» Dataset excerpt
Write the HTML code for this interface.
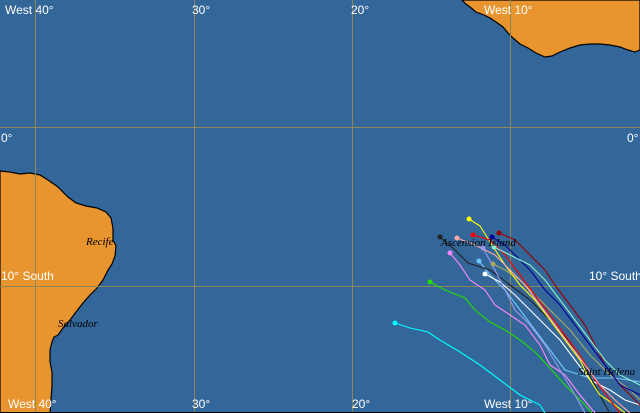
<!DOCTYPE html>
<html><head><style>
html,body{margin:0;padding:0;background:#336699;}
svg{display:block}
text{font-family:"Liberation Sans",sans-serif;font-size:12px;fill:#fff}
.it{font-family:"Liberation Serif",serif;font-style:italic;font-size:11px;fill:#000}
</style></head><body>
<svg width="640" height="413" viewBox="0 0 640 413" xmlns="http://www.w3.org/2000/svg">
<rect width="640" height="413" fill="#336699"/>
<path d="M462,0 L466,4 L470,7 L476,12 L484,15 L490,18 L496,22 L503,27 L508,33 L513,38 L520,44 L528,48 L536,53 L545,57 L552,56 L560,52 L570,48 L580,45 L590,44 L600,44 L610,45 L620,47 L628,50 L635,52 L640,50 L640,0 Z" fill="#e8952f" stroke="#000" stroke-width="1.2"/>
<path d="M0,171 L10,172 L20,174 L30,173 L40,175 L48,180 L58,187 L68,197 L76,203 L86,206 L97,208 L106,212 L111,218 L113,228 L113,240 L116,246 L115,256 L112,264 L108,270 L103,280 L97,288 L90,295 L83,303 L76,312 L70,320 L63,328 L58,335 L54,337 L52,342 L50,350 L50,362 L52,372 L52,385 L51,400 L50,413 L0,413 Z" fill="#e8952f" stroke="#000" stroke-width="1.2"/>
<g stroke="#8c8658" stroke-width="1">
<line x1="35.5" y1="0" x2="35.5" y2="413"/><line x1="194.5" y1="0" x2="194.5" y2="413"/>
<line x1="352.5" y1="0" x2="352.5" y2="413"/><line x1="510.5" y1="0" x2="510.5" y2="413"/>
<line x1="0" y1="127.5" x2="640" y2="127.5"/><line x1="0" y1="286.5" x2="640" y2="286.5"/>
</g>
<line x1="0" y1="412.5" x2="640" y2="412.5" stroke="#000"/>
<text x="5" y="14">West 40°</text><text x="192" y="14">30°</text><text x="351" y="14">20°</text><text x="484" y="14">West 10°</text>
<text x="1" y="142">0°</text><text x="627" y="142">0°</text>
<text x="1" y="280">10° South</text><text x="589" y="280">10° South</text>
<text x="8" y="408">West 40°</text><text x="192" y="408">30°</text><text x="352" y="408">20°</text><text x="484" y="408">West 10°</text>
<g fill="none" stroke-width="1.1">
<polyline stroke="#00ffff" points="395,323 410,328 428,332 440,340 460,352 480,365 500,380 520,395 540,405 545,413"/>
<polyline stroke="#22dd00" points="430,282 445,290 465,298 475,310 490,322 505,330 520,340 535,352 550,368 565,385 585,405 592,413"/>
<polyline stroke="#ff88ff" points="450,253 460,265 470,280 485,290 495,305 510,315 525,325 540,345 550,365 565,375 580,395 595,413"/>
<polyline stroke="#6fc8ff" points="479,261 490,275 505,290 520,310 535,330 550,350 565,370 590,378 615,378 640,382"/>
<polyline stroke="#ffffff" points="485,274 500,282 515,295 530,310 545,325 560,340 575,360 590,380 610,390 625,400 640,405"/>
<polyline stroke="#222222" points="440,237 455,250 468,263 490,270 510,285 530,300 550,320 568,340 580,360 595,385 605,405 610,413"/>
<polyline stroke="#9999ee" points="483,248 495,270 505,290 515,310 530,325 545,345 560,370 575,395 585,413"/>
<polyline stroke="#aaaa66" points="493,264 505,270 520,280 535,295 550,310 570,330 590,355 610,375 630,390 640,400"/>
<polyline stroke="#ffff00" points="469,219 480,226 492,245 505,265 520,285 535,300 550,320 565,340 580,360 590,380 600,395 615,405 625,413"/>
<polyline stroke="#ff0000" points="473,235 490,240 505,255 520,275 535,295 550,315 565,335 580,355 595,380 610,400 620,413"/>
<polyline stroke="#990000" points="499,233 515,240 530,255 545,270 555,285 570,305 585,325 595,345 605,365 620,385 640,405"/>
<polyline stroke="#000099" points="492,237 505,245 518,258 530,270 545,290 560,305 575,325 590,345 605,365 620,385 640,395"/>
<polyline stroke="#88eecc" points="494,247 510,255 530,265 545,280 560,300 575,320 590,340 605,360 620,375 640,385"/>
<polyline stroke="#ffaaaa" points="457,238 475,245 495,255 510,270 525,285 540,305 555,325 570,345 585,365 600,385 615,400 630,413"/>
</g>
<g>
<circle cx="395" cy="323" r="2.5" fill="#00ffff"/><circle cx="430" cy="282" r="2.5" fill="#22dd00"/>
<circle cx="450" cy="253" r="2.5" fill="#ff88ff"/><circle cx="479" cy="261" r="2.5" fill="#6fc8ff"/>
<circle cx="485" cy="274" r="2.5" fill="#fff"/><circle cx="440" cy="237" r="2.5" fill="#222"/>
<circle cx="483" cy="248" r="2.5" fill="#9999ee"/><circle cx="493" cy="264" r="2.5" fill="#aaaa66"/>
<circle cx="469" cy="219" r="2.5" fill="#ff0"/><circle cx="473" cy="235" r="2.5" fill="#f00"/>
<circle cx="499" cy="233" r="2.5" fill="#900"/><circle cx="492" cy="237" r="2.5" fill="#009"/>
<circle cx="494" cy="247" r="2.5" fill="#88eecc"/><circle cx="457" cy="238" r="2.5" fill="#ffaaaa"/>
</g>
<text class="it" x="441" y="246">Ascension Island</text>
<text class="it" x="578" y="375">Saint Helena</text>
<text class="it" x="86" y="245">Recife</text>
<text class="it" x="58" y="327">Salvador</text>
</svg>
</body></html>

» What you have to do
Write out the full set of lines verbatim, without the pictures.

» Correct answer
Write the HTML code for this interface.
<!DOCTYPE html>
<html><head><style>
html,body{margin:0;padding:0;background:#336699;}
svg{display:block}
text{font-family:"Liberation Sans",sans-serif;font-size:12px;fill:#fff}
.it{font-family:"Liberation Serif",serif;font-style:italic;font-size:11px;fill:#000}
</style></head><body>
<svg width="640" height="413" viewBox="0 0 640 413" xmlns="http://www.w3.org/2000/svg">
<rect width="640" height="413" fill="#336699"/>
<path d="M462,0 L466,4 L470,7 L476,12 L484,15 L490,18 L496,22 L503,27 L508,33 L513,38 L520,44 L528,48 L536,53 L545,57 L552,56 L560,52 L570,48 L580,45 L590,44 L600,44 L610,45 L620,47 L628,50 L635,52 L640,50 L640,0 Z" fill="#e8952f" stroke="#000" stroke-width="1.2"/>
<path d="M0,171 L10,172 L20,174 L30,173 L40,175 L48,180 L58,187 L68,197 L76,203 L86,206 L97,208 L106,212 L111,218 L113,228 L113,240 L116,246 L115,256 L112,264 L108,270 L103,280 L97,288 L90,295 L83,303 L76,312 L70,320 L63,328 L58,335 L54,337 L52,342 L50,350 L50,362 L52,372 L52,385 L51,400 L50,413 L0,413 Z" fill="#e8952f" stroke="#000" stroke-width="1.2"/>
<g stroke="#8c8658" stroke-width="1">
<line x1="35.5" y1="0" x2="35.5" y2="413"/><line x1="194.5" y1="0" x2="194.5" y2="413"/>
<line x1="352.5" y1="0" x2="352.5" y2="413"/><line x1="510.5" y1="0" x2="510.5" y2="413"/>
<line x1="0" y1="127.5" x2="640" y2="127.5"/><line x1="0" y1="286.5" x2="640" y2="286.5"/>
</g>
<line x1="0" y1="412.5" x2="640" y2="412.5" stroke="#000"/>
<text x="5" y="14">West 40°</text><text x="192" y="14">30°</text><text x="351" y="14">20°</text><text x="484" y="14">West 10°</text>
<text x="1" y="142">0°</text><text x="627" y="142">0°</text>
<text x="1" y="280">10° South</text><text x="589" y="280">10° South</text>
<text x="8" y="408">West 40°</text><text x="192" y="408">30°</text><text x="352" y="408">20°</text><text x="484" y="408">West 10°</text>
<g fill="none" stroke-width="1.1">
<polyline stroke="#00ffff" points="395,323 410,328 428,332 440,340 460,352 480,365 500,380 520,395 540,405 545,413"/>
<polyline stroke="#22dd00" points="430,282 445,290 465,298 475,310 490,322 505,330 520,340 535,352 550,368 565,385 585,405 592,413"/>
<polyline stroke="#ff88ff" points="450,253 460,265 470,280 485,290 495,305 510,315 525,325 540,345 550,365 565,375 580,395 595,413"/>
<polyline stroke="#6fc8ff" points="479,261 490,275 505,290 520,310 535,330 550,350 565,370 590,378 615,378 640,382"/>
<polyline stroke="#ffffff" points="485,274 500,282 515,295 530,310 545,325 560,340 575,360 590,380 610,390 625,400 640,405"/>
<polyline stroke="#222222" points="440,237 455,250 468,263 490,270 510,285 530,300 550,320 568,340 580,360 595,385 605,405 610,413"/>
<polyline stroke="#9999ee" points="483,248 495,270 505,290 515,310 530,325 545,345 560,370 575,395 585,413"/>
<polyline stroke="#aaaa66" points="493,264 505,270 520,280 535,295 550,310 570,330 590,355 610,375 630,390 640,400"/>
<polyline stroke="#ffff00" points="469,219 480,226 492,245 505,265 520,285 535,300 550,320 565,340 580,360 590,380 600,395 615,405 625,413"/>
<polyline stroke="#ff0000" points="473,235 490,240 505,255 520,275 535,295 550,315 565,335 580,355 595,380 610,400 620,413"/>
<polyline stroke="#990000" points="499,233 515,240 530,255 545,270 555,285 570,305 585,325 595,345 605,365 620,385 640,405"/>
<polyline stroke="#000099" points="492,237 505,245 518,258 530,270 545,290 560,305 575,325 590,345 605,365 620,385 640,395"/>
<polyline stroke="#88eecc" points="494,247 510,255 530,265 545,280 560,300 575,320 590,340 605,360 620,375 640,385"/>
<polyline stroke="#ffaaaa" points="457,238 475,245 495,255 510,270 525,285 540,305 555,325 570,345 585,365 600,385 615,400 630,413"/>
</g>
<g>
<circle cx="395" cy="323" r="2.5" fill="#00ffff"/><circle cx="430" cy="282" r="2.5" fill="#22dd00"/>
<circle cx="450" cy="253" r="2.5" fill="#ff88ff"/><circle cx="479" cy="261" r="2.5" fill="#6fc8ff"/>
<circle cx="485" cy="274" r="2.5" fill="#fff"/><circle cx="440" cy="237" r="2.5" fill="#222"/>
<circle cx="483" cy="248" r="2.5" fill="#9999ee"/><circle cx="493" cy="264" r="2.5" fill="#aaaa66"/>
<circle cx="469" cy="219" r="2.5" fill="#ff0"/><circle cx="473" cy="235" r="2.5" fill="#f00"/>
<circle cx="499" cy="233" r="2.5" fill="#900"/><circle cx="492" cy="237" r="2.5" fill="#009"/>
<circle cx="494" cy="247" r="2.5" fill="#88eecc"/><circle cx="457" cy="238" r="2.5" fill="#ffaaaa"/>
</g>
<text class="it" x="441" y="246">Ascension Island</text>
<text class="it" x="578" y="375">Saint Helena</text>
<text class="it" x="86" y="245">Recife</text>
<text class="it" x="58" y="327">Salvador</text>
</svg>
</body></html>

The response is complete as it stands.